Although I selected the value of R3 to allow about 10mA (more or less depending on LED fwd voltage), my intent was to allow higher currents by changing the value.
 

jmb4370

New Member
In the "push to advance" LED circuit like in Ron's post #9, each LED stays ON until the next one is lit with another push of the momentary swtich, as the OP asked for. Besides connecting a 555 as a monostable to each emitter of the outputs, is there another simpler way to make the different LEDs lite up for just a brief moment, say 0.1 second?
 

jmb4370

New Member
Well, the microcontroller route is the next part of my electronics learning curve, and it seems that most things can now be done simpler with a microcontroller...but the question was really given the circuit as attached by Ron in post # 9, is there another way to make the LEDs light for just a brief pulse as opposed to staying on until the next press of the input switch.

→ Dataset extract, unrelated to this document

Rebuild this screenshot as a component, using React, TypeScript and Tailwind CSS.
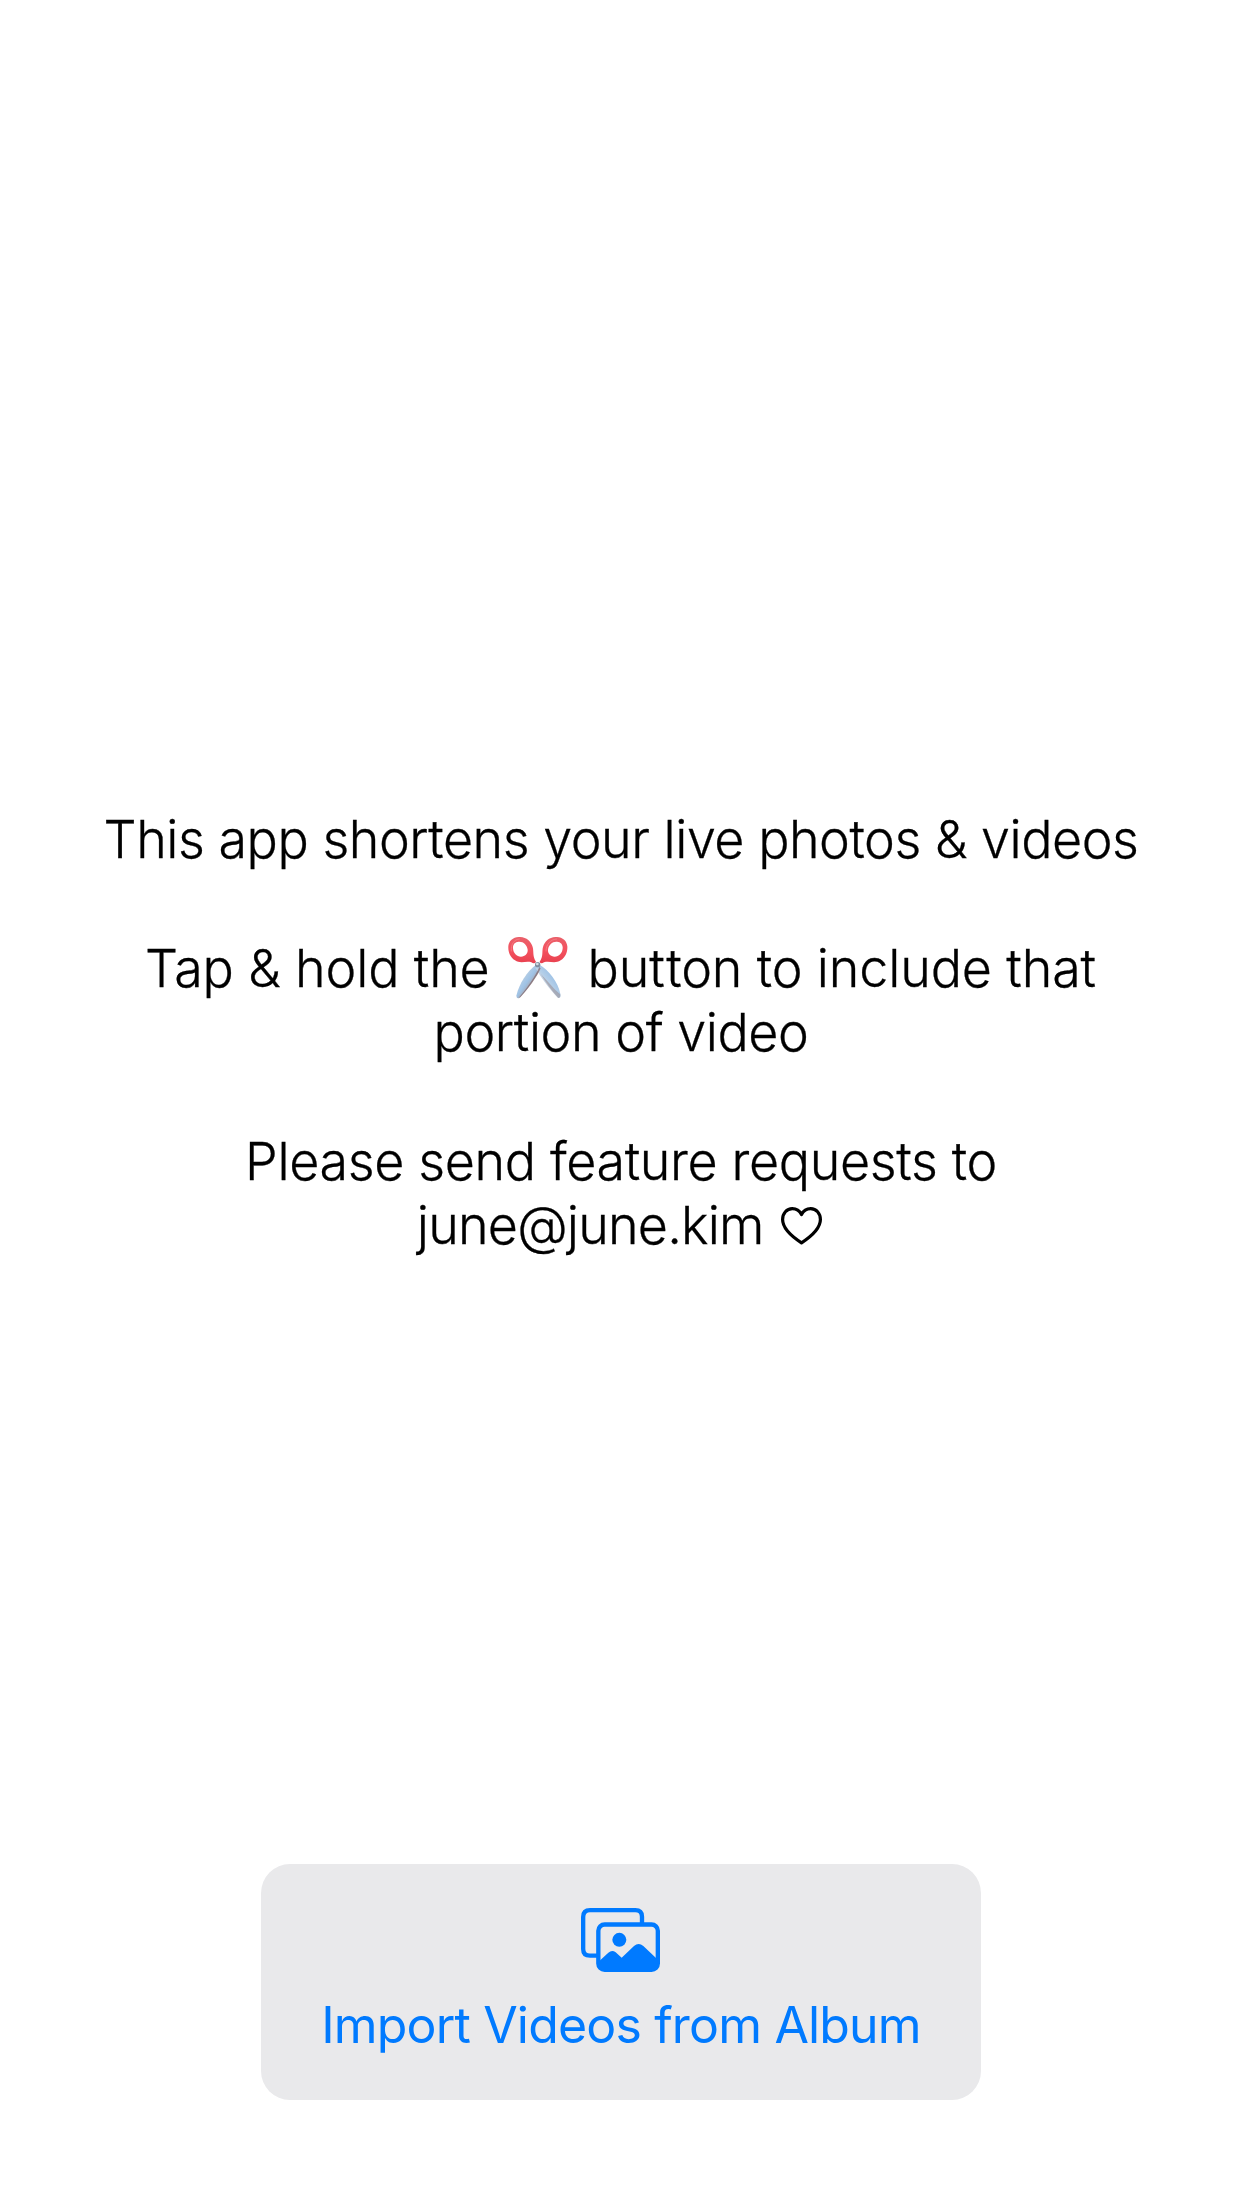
function Scissors() {
  return (
    <svg role="img" aria-label="scissors" viewBox="52 50 180 186" className="mr-[20px] ml-[18px] h-[62px] w-[60px] shrink-0">
      <defs>
        <linearGradient id="bladeLeft" x1="0" y1="0" x2="1" y2="1">
          <stop offset="0.2" stopColor="#c9d6e2" />
          <stop offset="0.48" stopColor="#9fc3e6" />
          <stop offset="0.62" stopColor="#a9a6ae" />
          <stop offset="1" stopColor="#7f6a6a" />
        </linearGradient>
        <linearGradient id="bladeRight" x1="1" y1="0" x2="0" y2="1">
          <stop offset="0.2" stopColor="#8fb9e4" />
          <stop offset="0.5" stopColor="#b5cfe8" />
          <stop offset="0.66" stopColor="#dcd9dc" />
          <stop offset="1" stopColor="#9a8684" />
        </linearGradient>
        <linearGradient id="handle" x1="0" y1="0" x2="0" y2="1">
          <stop offset="0" stopColor="#e9606a" />
          <stop offset="0.5" stopColor="#f4525f" />
          <stop offset="1" stopColor="#e8404f" />
        </linearGradient>
      </defs>
      <path d="M138 132 L150 142 C138 168 112 206 87 232 Q78 237 77 226 C86 190 108 154 138 132Z" fill="url(#bladeLeft)" />
      <path d="M144 132 L134 142 C150 170 176 206 202 233 Q212 234 209 220 C202 186 176 150 144 132Z" fill="url(#bladeRight)" />
      <path d="M146 140 C134 168 108 206 84 232 L89 231 C114 204 140 168 150 144Z" fill="#7f6468" opacity="0.7" />
      <path d="M150 160 C166 188 186 214 203 233 Q210 233 209 222 C196 212 168 180 150 160Z" fill="#8a7274" opacity="0.4" />
      <path
        fillRule="evenodd"
        fill="url(#handle)"
        d="M84 50 C106 49 121 62 126 80 C130 95 125 108 136 124 Q132 133 122 126 C107 121 89 131 73 120 C58 110 52 94 53 78 C54 62 67 51 84 50Z M84 64 C72 65 66 73 67 84 C68 99 78 109 91 109 C104 109 112 100 111 88 C109 73 98 63 84 64Z"
      />
      <path
        fillRule="evenodd"
        fill="url(#handle)"
        d="M199 50 C177 49 162 62 157 80 C153 95 159 108 147 124 Q150 133 160 126 C176 121 194 131 210 120 C225 110 231 94 230 78 C229 62 216 51 199 50Z M199 64 C211 65 217 73 216 84 C215 99 205 109 192 109 C179 109 171 100 172 88 C174 73 185 63 199 64Z"
      />
      <path d="M62 92 C60 72 70 57 86 56 M166 92 C166 72 180 57 198 56" fill="none" stroke="#f98f94" strokeWidth="3" opacity="0.6" strokeLinecap="round" />
      <circle cx="141" cy="133" r="8" fill="#7f8ea0" />
      <circle cx="140" cy="131" r="4" fill="#d5dde5" />
    </svg>
  );
}

function Heart() {
  return (
    <svg role="img" aria-label="heart" viewBox="0 0 41 38" className="mr-[3px] ml-[17.5px] h-[38px] w-[41px] shrink-0">
      <path
        d="M20.5 35.9 C13 31 1.6 22.6 1.6 12.6 C1.6 6.2 5.8 1.7 11.3 1.7 C15.6 1.7 18.8 4.2 20.5 7.6 C22.2 4.2 25.4 1.7 29.7 1.7 C35.2 1.7 39.4 6.2 39.4 12.6 C39.4 22.6 28 31 20.5 35.9Z"
        fill="none"
        stroke="black"
        strokeWidth="3.2"
        strokeLinejoin="round"
      />
    </svg>
  );
}

function AlbumIcon() {
  return (
    <svg aria-hidden="true" viewBox="63 54 237 192" className="mr-px h-16 w-[79px]">
      <path d="M246 100 V80 Q246 60.5 226 60.5 H90 Q69.5 60.5 69.5 81 V177 Q69.5 197 90 197 H112" fill="none" stroke="#007aff" strokeWidth="13" />
      <rect x="115" y="103.5" width="178.500" height="136" rx="19" fill="none" stroke="#007aff" strokeWidth="13" />
      <circle cx="178" cy="149.500" r="21" fill="#007aff" />
      <path d="M118 213 L145 188 Q156 178 167 187 L185 203 L222 168 Q236 156 250 168 L292 208 V224 Q290 242 272 242 H136 Q118 242 116 224Z" fill="#007aff" />
    </svg>
  );
}

const line = "flex h-16 justify-center whitespace-pre";

export default function App() {
  return (
    <main className="flex h-[2208px] w-[1242px] flex-col items-center bg-white font-['Inter',sans-serif] text-black">
      <section className="mt-[808px] flex w-full flex-col gap-[65px] text-[52px] leading-[64px] font-light [-webkit-text-stroke:0.3px_black]">
        <p className={line}>
          <span className="tracking-[-0.47px]">This app shortens your live photos &amp; videos</span>
        </p>
        <div>
          <p className={`${line} pr-px`}>
            <span className="tracking-[-0.15px]">Tap &amp; hold the</span>
            <Scissors />
            <span className="tracking-[-0.15px]">
              bu<span className="tracking-[1.5px]">t</span>ton to include that
            </span>
          </p>
          <p className={line}>
            <span className="tracking-[-0.45px]">portion of video</span>
          </p>
        </div>
        <div>
          <p className={line}>
            <span className="tracking-[-0.36px]">Please send feature requests to</span>
          </p>
          <p className={line}>
            <span className="tracking-[-0.8px]">june@june.kim</span>
            <span className="flex pt-[13px]">
              <Heart />
            </span>
          </p>
        </div>
      </section>
      <button className="mt-auto mb-[108px] flex h-[236px] w-[720px] flex-col items-center rounded-[29px] bg-[#e9e9eb] pt-11 text-[#007aff]">
        <AlbumIcon />
        <span className="mt-[21px] text-[50px] leading-[64px] tracking-[-0.83px] whitespace-nowrap">Import Videos from Album</span>
      </button>
    </main>
  );
}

This is not a school project, but indeed a hobby for fun and learning.
 

colin55

Well-Known Member
You could put an electrolytic in place of the LED dropper resistor and a diode on each output to discharge the electro.
 

jmb4370

New Member
I think you are saying to put an electrolytic capacitor instead of the currently shown 620 ohm resistor, but I am not exactly sure where the diode is connected into each output, and then how it can discharge the capacitor. Will a separate capacitor be needed for each output instead of the currectly shown common dropper resistor?
 

colin55

Well-Known Member
Put a signal diode across each LED, with the cathode connected to the output of the chip.
This will discharge the electro when the output goes LOW.